Working with Veterans as a Psychiatric Nurse

In Stenberg Blog by Stenberg CollegeLeave a Comment

Find_your_path_Stenberg_College

Upon returning from deployment, it is estimated that approximately 20% of soldiers in North America have PTSD. However, military counselors believe that this percentage is actually much higher, because so many cases go undiagnosed.

Of the veterans suffering with PTSD, only about half seek treatment. Of those treated, half report receiving only “minimally adequate” treatment. The figures go to show that there is a high demand for healthcare workers who can help provide sufficient medical care for these individuals.

We’ll take a look at the effects that PTSD can have on the lives of veterans, some of the resources available to them today, as well as the crucial role the psychiatric nurse plays in the recovery process.

PTSD in Veterans

After experiencing the severe trauma or life-threatening events associated with combat zone deployment, many military veterans develop symptoms of post-traumatic stress disorder (PTSD).Symptoms include hypervigilance, hyperawareness, and adrenaline-quick reflexes—all impulses that help soldiers survive while fighting in a war zone.

Once back home, these symptoms can morph into a constant reliving of traumatic events, negative changes in thoughts and mood as well as nightmares, insomnia and feelings of detachment from loved ones. There is no doubt that PTSD has an intense psychiatric impact on the lives of soldiers who have returned home.

The Important Role of the Psychiatric Nurse in Recovery

Working with veterans after taking psychiatric nursing training puts you in a position where much of your time is spent in direct contact with patients. You may find employment in a number of facilities, such as:

· Veterans hospitals

· Military mental health clinics

· Veteran long term care facilities

Typically, registered psychiatric nurses (RPN) work as part of a multi-disciplinary healthcare team, which can include psychiatrists, physicians, social workers and psychologists. The role of a psychiatric nurse is incredibly important, because veterans will often meet with many specialists throughout the day, but the RPN will be with the patient the entire time.

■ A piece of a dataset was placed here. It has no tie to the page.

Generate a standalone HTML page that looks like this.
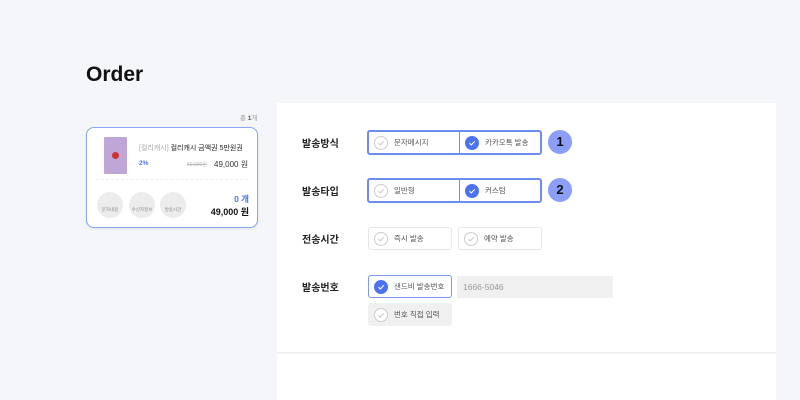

Registered psychiatric nurses are responsible for assessing, planning, implementing and evaluating veteran patient care. Some of the duties they perform include:

· Completing health history and mental status assessments

· Administering medications and assessing their effects

· Responding to observed behavioral changes

· Implementing strategies to promote the optimal wellbeing of their patients

The Rewards of Choosing a Psychiatric Nursing Career

Not all veterans afflicted with PTSD experience the same level of symptoms, and each individual will need a different level of care.

Typically, treatment involves the application of different therapeutic techniques in one-on-one sessions with a trained counselor. Nurses have also reported tremendous benefits for veterans who attend support group discussions, where they get the chance to share their experiences, strength and hope with others in their situation.

Psychiatric nursing courses teach you how to design and implement weekly programs such as support groups, and how to facilitate them. Many RPNs report that listening to veterans share their progress in overcoming symptoms of PTSD as one of the most rewarding aspects of the job.

By earning a psychiatric nursing diploma, you will come to understand the core issues veterans are faced with living day-to-day with PTSD. One of the greatest rewards of working with veterans is providing them with a structured recovery plan that provides compassionate human interaction and lifts the stigma associated with reaching out for help.

What aspect of working with veterans fascinates you the most? Are you considering working with veterans after earning your psychiatric nursing diploma?